Ungrateful man left me after I helped him succeed
I am writing to you feeling very sad and wondering if the problem is with me. I am 18, and my ex is five years older. We were together for two years and nine months.
At first, he was the nicest person I could ever imagine. He was very kind, respectful, loving and trustworthy. After he told me about his past, I grew to have a stronger and deeper connection with him.
He had an extremely rough path, more than anyone could ever imagine.
His parents turned their backs on him at an important time in his life. I was even the one who helped him out of many situations, and encouraged him to forgive his parents, and to move on and to love them. I even helped him sometimes when he was hungry.
When he joined the army, I was so proud of him. I was very happy for him and that he had passed his worse. I took him as my role model, knowing all that he has been through in his life, and he still fought his way through his situation and made something of his life.
About a year and a month later, much has changed. I started hearing from him less. Even when he did have the time to talk, he was never in the mood.
I've always tried to make the connection, and for my love to remain the same. His very own people who used to talk bad about him and looked at him like a piece of trash started to talk to him much more. I remained faithful and honest to him.
He does not speak to me the same way he did when we first met. He has changed and even texted other lovers and had sex with them. I knew he cheated on me.
About three months ago, we ended the relationship, but I am still hurting, knowing all we have been through together.
With all that has happened, I believe that he is a very ungrateful man who does not remember his past. Pastor, please to give me your advice in this situation.
I agree with you. This young man is very ungrateful because you have stood with him in very difficult times when nobody was helping him, not even his relatives.
Then you came along and you gave your all to him; therefore, he should show gratitude to you. He does not know what it means to show kindness to a person, especially one who loves him, and I use the word kindness because he ought to know (although I don't think he knows) that if there is anyone to whom he should be kind, it's you.
He should never ignore you and to treat you like you do not exist. He should make time for you, and if he believes that the relationship will not work, he should handle the situation delicately. He should not crush you, but that is exactly what he is doing.
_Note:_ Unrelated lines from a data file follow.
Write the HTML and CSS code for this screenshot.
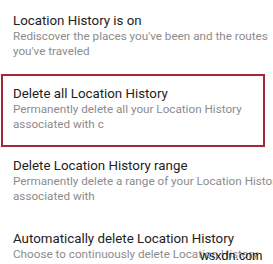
FILE: index.html
```html
<!DOCTYPE html>
<html>
<head>
<meta charset="utf-8">
<link rel="stylesheet" href="styles.css">
</head>
<body>
<div class="list">
  <div class="item first">
    <div class="title">Location History is on</div>
    <div class="sub">Rediscover the places you've been and the routes</div>
    <div class="sub">you've traveled</div>
  </div>
  <div class="item boxed">
    <div class="title">Delete all Location History</div>
    <div class="sub">Permanently delete all your Location History</div>
    <div class="sub">associated with c</div>
  </div>
  <div class="item">
    <div class="title">Delete Location History range</div>
    <div class="sub">Permanently delete a range of your Location History</div>
    <div class="sub">associated with</div>
  </div>
  <div class="item last">
    <div class="title">Automatically delete Location History</div>
    <div class="sub">Choose to continuously delete Location History</div>
  </div>
</div>
<div class="mark">wsxdn.com</div>
</body>
</html>
```
FILE: styles.css
```css
html, body {
  margin: 0;
  padding: 0;
  background: #fff;
  overflow: hidden;
  width: 273px;
  height: 264px;
}
body {
  position: relative;
  font-family: Roboto, "Liberation Sans", sans-serif;
}
.list {
  display: flex;
  flex-direction: column;
}
.item {
  box-sizing: border-box;
  height: 73px;
  padding: 11px 0 0 13px;
  white-space: nowrap;
}
.first {
  height: 74px;
  padding-top: 13px;
}
.boxed {
  height: 73px;
  margin: 0 8px 0 1px;
  border: 2px solid #a3283a;
  padding: 10px 0 0 10px;
}
.title {
  font-size: 13.3px;
  line-height: 16px;
  color: #222;
}
.sub {
  font-size: 11.7px;
  line-height: 15px;
  color: #8c8c8c;
}
.mark {
  position: absolute;
  left: 200px;
  top: 249px;
  font-size: 12.5px;
  line-height: 14px;
  color: #111;
  font-family: "Liberation Sans", sans-serif;
}
```
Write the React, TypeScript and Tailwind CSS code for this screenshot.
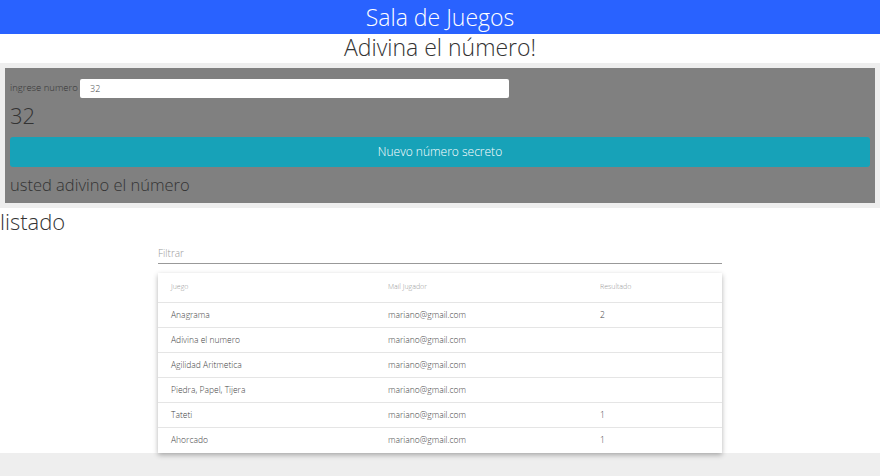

In other words, he is behaving as if he has arrived. However, I am going to say to you, try to be strong and look at the relationship as a learning experience.
You fed him when he was hungry; you brought comfort to his life when his parents turned their backs on him. He could never truly reward you for what you have done for him, and someone needs to tell this man that now that he has become a solider, he should never forget what you have done for him. Without your help he would not have been at this stage of his journey in life.
He is very disrespectful. You have the right to feel that this man has let you down and it's natural for you to cry, but don't cry for too long because there is going to be a time when this man is going to regret what he did to you.
He is riding high right now because he has other women, but I want you to use the weapon of prayer to bring comfort to yourself, and I ask the good Lord to give you a good man in His own time.
Even if this man should come back and beg you pardon, don't make the mistake to take him back in your life.